No habrá tentación monárquica de fin de sexenio, como la tuvieron los Fox-Sahagún, en Puebla los Moreno Valle-Alonso Hidalgo y tantos otros.
El anuncio de Andrés Manuel López Obrador de que su esposa, Beatriz Gutiérrez Müller, no aspirará a ningún cargo, una vez que el tabasqueño terminé su mandato, debe tener lecturas certeras sobre la visión monumental que el Presidente tiene de sí mismo, ante el espejo de la historia.
También, sobre la resistencia a las tentaciones monárquicas que todos los gobernantes, hombres y mujeres, de todos los tiempos, tienen desde el asiento cómodo y altanero del poder, de heredarlo.
Para Puebla, especialmente, el descarte que en la conferencia matutina en Palacio Nacional, este martes, hizo el mandatario de su consorte, despeja las especulaciones sobre que la escritora, investigadora y académica sería candidata al gobierno del estado.
Eso nunca estuvo, realmente, en el escenario de lo posible y mucho menos en el escenario de lo deseable.
En primer lugar, porque el interés que Beatriz ha mostrado en la vida pública tiene otras dimensiones y otras canchas.
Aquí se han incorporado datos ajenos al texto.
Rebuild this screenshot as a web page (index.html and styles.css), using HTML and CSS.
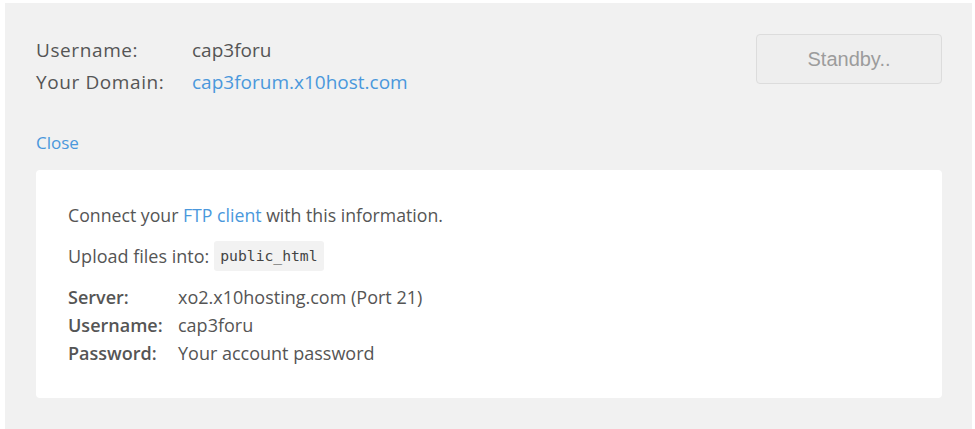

Le entusiasma más la vida diplomática, pues con harta disposición ha asumido la representación de su esposo en actos protocolarios en otras naciones.
Ex compañeros suyos de cuando fue reportera en Puebla, antes de irse a la Ciudad de México como funcionaria del entonces Gobierno del Distrito Federal, aseguran que Gutiérrez Müller siempre manifestó un cierto desdén a la vida poblana y a su ritmo aldeano.
De acuerdo con los testimonios, ella se concibió, y de ahí su apresuramiento a salir de la ciudad capital y del estado, para participar en otras ligas profesionales. No tendría por qué haber cambiado sus pretensiones cosmopolitas. Es más, parecieran haberlas acrecentado.
Pero hay razones más poderosas del porqué Beatriz no ocupará ningún cargo formal -no descartemos que una vez que Claudia Sheinbaum llegue a la Presidencia, ella pueda encabezar, como ahora, alguna posición “informal”- y tiene que ver con el compromiso y la visión, delante del espejo de la historia, que el Presidente de la República tiene de sí mismo.
López Obrador se ve y se proyecta como demócrata. Se mira y pretende que lo miren como un hombre de izquierda genuina.
Es, para sí y para muchos más, el refundador del país y hasta el padre de una ideología latinoamericana de nueva generación. Y sobre todo, es el Enorme Caudillo.
Andrés Manuel no podría consentir que, por aquellas tentaciones del poder o por fomentar la carrera política -genuina y casi legítima- de su esposa, quedara manchada la huella trascendental que pretende legar.
Una mácula en un hombre de su estatura histórica es impensable, intolerable e innecesaria. Por eso, antes que nada, Beatriz no ocupará ningún cargo formal, pero que no se descarte el informal.
Eso sí, no irá ella a la boleta. A ninguna.
Lo dijo López Obrador con agilidad, en su mañanera del martes, porque seguramente es una reflexión y discusión que han tenido en la intimidad de Palacio Nacional, los dos. Sin embargo, lo reconoció, no necesariamente se lo consultó antes a Beatriz.
“Beatriz, aprovecho para decirles, que no aspira a ningún cargo, es lo que ella me ha manifestado y creo que en su momento lo va externar… y ella va seguir como maestra y como investigadora eso es lo que me ha dicho y en su momento creo que lo va expresar.
“Ya no quiero hablar porque es una mujer con criterio, independiente, y no me vaya a reclamar de que para qué estoy de vocero, de zalamero dirían en el pueblo”, dijo el Presidente.
Hay quienes verán su declaración con un tremendo tufo machista. Puede ser, pero más todavía es un anuncio, desde la visión política, con autoridad jerárquica y también familiar.
No habrá tentación monárquica de fin de sexenio, como la tuvieron los Fox-Sahagún, en Puebla los Moreno Valle-Alonso Hidalgo y tantos otros.
Una monumental estatura en la historia bien vale un amargo pleito de alcoba.